### Task details
Leave the pictures out. Return all other data exactly.
+++ Given data +++
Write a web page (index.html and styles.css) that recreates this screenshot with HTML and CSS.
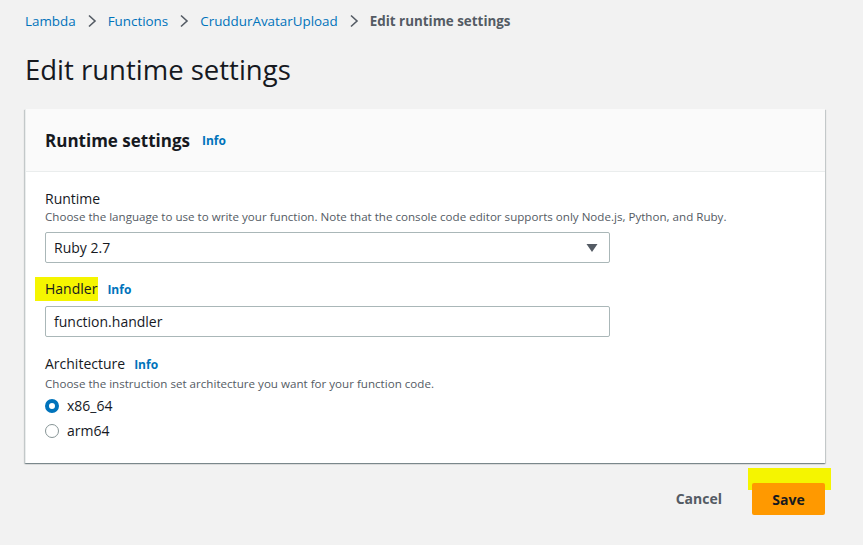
FILE: index.html
```html
<!DOCTYPE html>
<html>
<head>
<meta charset="utf-8">
<link rel="stylesheet" href="styles.css">
</head>
<body>
<div class="page">
  <nav class="crumbs">
    <a class="crumb">Lambda</a>
    <svg class="sep" width="10" height="14" viewBox="0 0 10 14"><path d="M2 1.5 L8 7 L2 12.5" fill="none" stroke="#545b64" stroke-width="1.6"/></svg>
    <a class="crumb">Functions</a>
    <svg class="sep" width="10" height="14" viewBox="0 0 10 14"><path d="M2 1.5 L8 7 L2 12.5" fill="none" stroke="#545b64" stroke-width="1.6"/></svg>
    <a class="crumb">CruddurAvatarUpload</a>
    <svg class="sep" width="10" height="14" viewBox="0 0 10 14"><path d="M2 1.5 L8 7 L2 12.5" fill="none" stroke="#545b64" stroke-width="1.6"/></svg>
    <span class="crumb-current">Edit runtime settings</span>
  </nav>
  <h1 class="title">Edit runtime settings</h1>

  <section class="card">
    <header class="card-head">
      <h2 class="card-title">Runtime settings</h2>
      <span class="info">Info</span>
    </header>
    <div class="card-body">
      <div class="field">
        <div class="label">Runtime</div>
        <div class="desc">Choose the language to use to write your function. Note that the console code editor supports only Node.js, Python, and Ruby.</div>
        <div class="select">
          <span>Ruby 2.7</span>
          <svg width="12" height="10" viewBox="0 0 12 10"><path d="M0.5 1 L11.5 1 L6 9 Z" fill="#545b64"/></svg>
        </div>
      </div>
      <div class="field handler-field">
        <div class="label-row"><span class="label hl">Handler</span><span class="info">Info</span></div>
        <div class="input">function.handler</div>
      </div>
      <div class="field arch-field">
        <div class="label-row"><span class="label">Architecture</span><span class="info">Info</span></div>
        <div class="desc">Choose the instruction set architecture you want for your function code.</div>
        <div class="radio-row"><span class="radio checked"></span><span>x86_64</span></div>
        <div class="radio-row"><span class="radio"></span><span>arm64</span></div>
      </div>
    </div>
  </section>

  <div class="actions">
    <span class="cancel">Cancel</span>
    <div class="save-wrap">
      <span class="save-hl"></span>
      <button class="save">Save</button>
    </div>
  </div>
</div>
</body>
</html>
```
FILE: styles.css
```css
* { box-sizing: border-box; }
html, body { margin: 0; padding: 0; }
body {
  background: #f2f2f2;
  font-family: "Open Sans", "Liberation Sans", sans-serif;
  color: #16191f;
  width: 863px;
  height: 545px;
  overflow: hidden;
}
.page {
  padding: 10px 38px 0 25px;
  display: flex;
  flex-direction: column;
}
.crumbs {
  display: flex;
  align-items: center;
  gap: 10px;
  height: 22px;
  font-size: 13.4px;
}
.crumb { color: #0073bb; }
.sep { margin: 0 1px; }
.crumb-current { color: #545b64; font-weight: 700; }
.title {
  margin: 20px 0 0 0;
  font-size: 27.5px;
  font-weight: 400;
  line-height: 36px;
  color: #16191f;
}
.card {
  margin-top: 21px;
  background: #fff;
  border-left: 1px solid #eaeded;
  box-shadow: 0 1px 1px 0 rgba(0,28,36,.3), 1px 1px 1px 0 rgba(0,28,36,.15), -1px 1px 1px 0 rgba(0,28,36,.15);
  height: 354px;
  display: flex;
  flex-direction: column;
}
.card-head {
  background: #fafafa;
  height: 63px;
  border-bottom: 1px solid #eaeded;
  display: flex;
  align-items: center;
  padding: 0 19px;
  gap: 12px;
}
.card-title {
  margin: 0;
  font-size: 17px;
  font-weight: 700;
  color: #16191f;
}
.info {
  color: #0073bb;
  font-size: 12px;
  font-weight: 700;
}
.card-body {
  padding: 17px 19px 0 19px;
  display: flex;
  flex-direction: column;
}
.label {
  font-size: 14px;
  line-height: 20px;
  color: #16191f;
}
.desc {
  font-size: 11.6px;
  line-height: 16px;
  color: #545b64;
}
.select, .input {
  width: 565px;
  height: 31px;
  border: 1px solid #aab7b8;
  border-radius: 2px;
  font-size: 14px;
  display: flex;
  align-items: center;
  padding: 0 8px;
  color: #16191f;
  background: #fff;
}
.select {
  margin-top: 7px;
  justify-content: space-between;
  padding-right: 11px;
}
.handler-field { margin-top: 14px; }
.label-row {
  display: flex;
  align-items: center;
  gap: 9px;
  height: 24px;
}
.hl {
  background: #f5f500;
  padding: 2px 1px 2px 10px;
  margin-left: -10px;
  line-height: 20px;
}
.handler-field .input { margin-top: 5px; }
.arch-field { margin-top: 15px; }
.arch-field .label-row { margin-bottom: 0; }
.radio-row {
  display: flex;
  align-items: center;
  gap: 8px;
  font-size: 14px;
  height: 25px;
  color: #16191f;
}
.arch-field .desc { margin-bottom: 1px; }
.radio {
  width: 14px;
  height: 14px;
  border-radius: 50%;
  border: 1px solid #879596;
  background: #fff;
}
.radio.checked {
  border: 4px solid #0073bb;
}
.actions {
  display: flex;
  justify-content: flex-end;
  align-items: flex-end;
  margin-top: 5px;
  gap: 30px;
}
.cancel {
  font-size: 14px;
  font-weight: 700;
  color: #545b64;
  margin-bottom: 7px;
}
.save-wrap {
  position: relative;
  padding-top: 15px;
}
.save-hl {
  position: absolute;
  left: -4px;
  top: 0;
  width: 83px;
  height: 22px;
  background: #f5f500;
}
.save {
  position: relative;
  width: 73px;
  height: 32px;
  background: #ff9900;
  border: none;
  border-radius: 2px;
  font-family: inherit;
  font-size: 14px;
  font-weight: 700;
  color: #16191f;
  padding: 0;
}
```
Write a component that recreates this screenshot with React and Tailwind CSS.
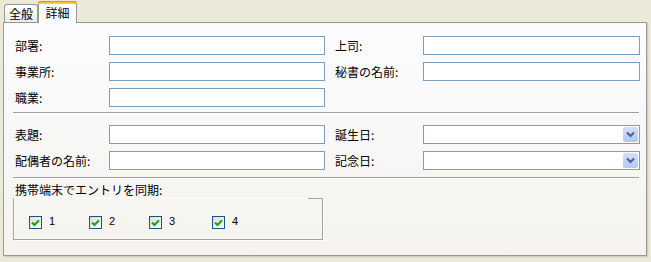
+++
### Written response
Write a web page (index.html and styles.css) that recreates this screenshot with HTML and CSS.
FILE: index.html
```html
<!DOCTYPE html>
<html>
<head>
<meta charset="utf-8">
<link rel="stylesheet" href="styles.css">
</head>
<body>
<div class="page">
  <nav class="crumbs">
    <a class="crumb">Lambda</a>
    <svg class="sep" width="10" height="14" viewBox="0 0 10 14"><path d="M2 1.5 L8 7 L2 12.5" fill="none" stroke="#545b64" stroke-width="1.6"/></svg>
    <a class="crumb">Functions</a>
    <svg class="sep" width="10" height="14" viewBox="0 0 10 14"><path d="M2 1.5 L8 7 L2 12.5" fill="none" stroke="#545b64" stroke-width="1.6"/></svg>
    <a class="crumb">CruddurAvatarUpload</a>
    <svg class="sep" width="10" height="14" viewBox="0 0 10 14"><path d="M2 1.5 L8 7 L2 12.5" fill="none" stroke="#545b64" stroke-width="1.6"/></svg>
    <span class="crumb-current">Edit runtime settings</span>
  </nav>
  <h1 class="title">Edit runtime settings</h1>

  <section class="card">
    <header class="card-head">
      <h2 class="card-title">Runtime settings</h2>
      <span class="info">Info</span>
    </header>
    <div class="card-body">
      <div class="field">
        <div class="label">Runtime</div>
        <div class="desc">Choose the language to use to write your function. Note that the console code editor supports only Node.js, Python, and Ruby.</div>
        <div class="select">
          <span>Ruby 2.7</span>
          <svg width="12" height="10" viewBox="0 0 12 10"><path d="M0.5 1 L11.5 1 L6 9 Z" fill="#545b64"/></svg>
        </div>
      </div>
      <div class="field handler-field">
        <div class="label-row"><span class="label hl">Handler</span><span class="info">Info</span></div>
        <div class="input">function.handler</div>
      </div>
      <div class="field arch-field">
        <div class="label-row"><span class="label">Architecture</span><span class="info">Info</span></div>
        <div class="desc">Choose the instruction set architecture you want for your function code.</div>
        <div class="radio-row"><span class="radio checked"></span><span>x86_64</span></div>
        <div class="radio-row"><span class="radio"></span><span>arm64</span></div>
      </div>
    </div>
  </section>

  <div class="actions">
    <span class="cancel">Cancel</span>
    <div class="save-wrap">
      <span class="save-hl"></span>
      <button class="save">Save</button>
    </div>
  </div>
</div>
</body>
</html>
```
FILE: styles.css
```css
* { box-sizing: border-box; }
html, body { margin: 0; padding: 0; }
body {
  background: #f2f2f2;
  font-family: "Open Sans", "Liberation Sans", sans-serif;
  color: #16191f;
  width: 863px;
  height: 545px;
  overflow: hidden;
}
.page {
  padding: 10px 38px 0 25px;
  display: flex;
  flex-direction: column;
}
.crumbs {
  display: flex;
  align-items: center;
  gap: 10px;
  height: 22px;
  font-size: 13.4px;
}
.crumb { color: #0073bb; }
.sep { margin: 0 1px; }
.crumb-current { color: #545b64; font-weight: 700; }
.title {
  margin: 20px 0 0 0;
  font-size: 27.5px;
  font-weight: 400;
  line-height: 36px;
  color: #16191f;
}
.card {
  margin-top: 21px;
  background: #fff;
  border-left: 1px solid #eaeded;
  box-shadow: 0 1px 1px 0 rgba(0,28,36,.3), 1px 1px 1px 0 rgba(0,28,36,.15), -1px 1px 1px 0 rgba(0,28,36,.15);
  height: 354px;
  display: flex;
  flex-direction: column;
}
.card-head {
  background: #fafafa;
  height: 63px;
  border-bottom: 1px solid #eaeded;
  display: flex;
  align-items: center;
  padding: 0 19px;
  gap: 12px;
}
.card-title {
  margin: 0;
  font-size: 17px;
  font-weight: 700;
  color: #16191f;
}
.info {
  color: #0073bb;
  font-size: 12px;
  font-weight: 700;
}
.card-body {
  padding: 17px 19px 0 19px;
  display: flex;
  flex-direction: column;
}
.label {
  font-size: 14px;
  line-height: 20px;
  color: #16191f;
}
.desc {
  font-size: 11.6px;
  line-height: 16px;
  color: #545b64;
}
.select, .input {
  width: 565px;
  height: 31px;
  border: 1px solid #aab7b8;
  border-radius: 2px;
  font-size: 14px;
  display: flex;
  align-items: center;
  padding: 0 8px;
  color: #16191f;
  background: #fff;
}
.select {
  margin-top: 7px;
  justify-content: space-between;
  padding-right: 11px;
}
.handler-field { margin-top: 14px; }
.label-row {
  display: flex;
  align-items: center;
  gap: 9px;
  height: 24px;
}
.hl {
  background: #f5f500;
  padding: 2px 1px 2px 10px;
  margin-left: -10px;
  line-height: 20px;
}
.handler-field .input { margin-top: 5px; }
.arch-field { margin-top: 15px; }
.arch-field .label-row { margin-bottom: 0; }
.radio-row {
  display: flex;
  align-items: center;
  gap: 8px;
  font-size: 14px;
  height: 25px;
  color: #16191f;
}
.arch-field .desc { margin-bottom: 1px; }
.radio {
  width: 14px;
  height: 14px;
  border-radius: 50%;
  border: 1px solid #879596;
  background: #fff;
}
.radio.checked {
  border: 4px solid #0073bb;
}
.actions {
  display: flex;
  justify-content: flex-end;
  align-items: flex-end;
  margin-top: 5px;
  gap: 30px;
}
.cancel {
  font-size: 14px;
  font-weight: 700;
  color: #545b64;
  margin-bottom: 7px;
}
.save-wrap {
  position: relative;
  padding-top: 15px;
}
.save-hl {
  position: absolute;
  left: -4px;
  top: 0;
  width: 83px;
  height: 22px;
  background: #f5f500;
}
.save {
  position: relative;
  width: 73px;
  height: 32px;
  background: #ff9900;
  border: none;
  border-radius: 2px;
  font-family: inherit;
  font-size: 14px;
  font-weight: 700;
  color: #16191f;
  padding: 0;
}
```
Write a component that recreates this screenshot with React and Tailwind CSS.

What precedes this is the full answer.